The method chosen to extract the shape of the rear lamp as the main characteristic of the car model is not perfect and, in some cases, may fail. First of all, the method fails for red cars. The color of the car blends with the color of the tail lights. Processing a red car image produces the entire contour of the vehicle, not the shape of a tail lamp. As mentioned above, such cases have been omitted from this work.

The accuracy of the resulting shape of the rear lamp depends on many factors, including lighting conditions - mainly reflections, which sometimes disturb the regularity of the shape - and on the binarization method used. Depending on the binarization method chosen, different representations of the same lamp are obtained. Figure 2 shows a comparison of the binarization methods tested in the example of a selected vehicle model.

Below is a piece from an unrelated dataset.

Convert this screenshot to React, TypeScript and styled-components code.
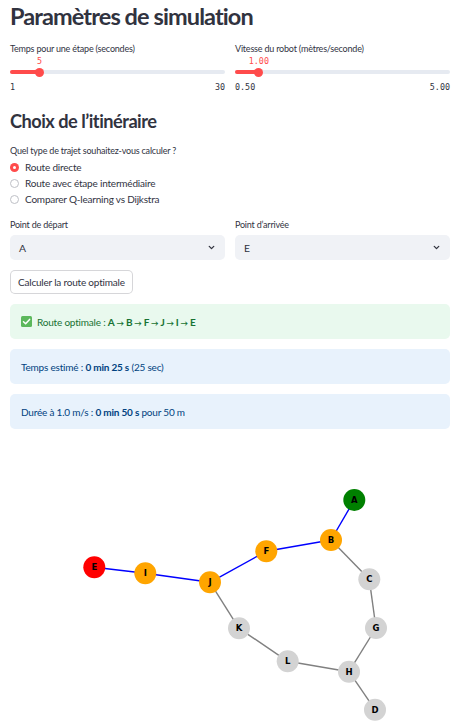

In some cases, parts of the rear lamp are obtained. This problem applies mainly to situations where the rear lights are oblong or split into pieces with a thin section connecting them together. As a result of red detection and the binarization method used, thin fragments are sometimes lost, causing the rear lamp to split into two separate objects and the larger one is selected.

6 Futher work

In the first place, we should focus on the limitations and try to reduce the impact of each on the final result. Lamps can be found by other methods than color. This can also solve the problem with the second obstacle, which is sometimes incorrect recognition of the rear lamp with the current method. In the second step, the method can be extended with other parts analysis. Possibly analyzing the exhaust pipe, air intake, or headlights might increase accuracy and other metrics. A futher research can take into account more complex architectures such as Inception ResNet or MobileNet. Comparing a simple CNN network proposed in this paper with a more complex one can result in an additional conclusion on the importance of network complexity. Networks such as Yolo v5 after modification are made for binary image input should be considered.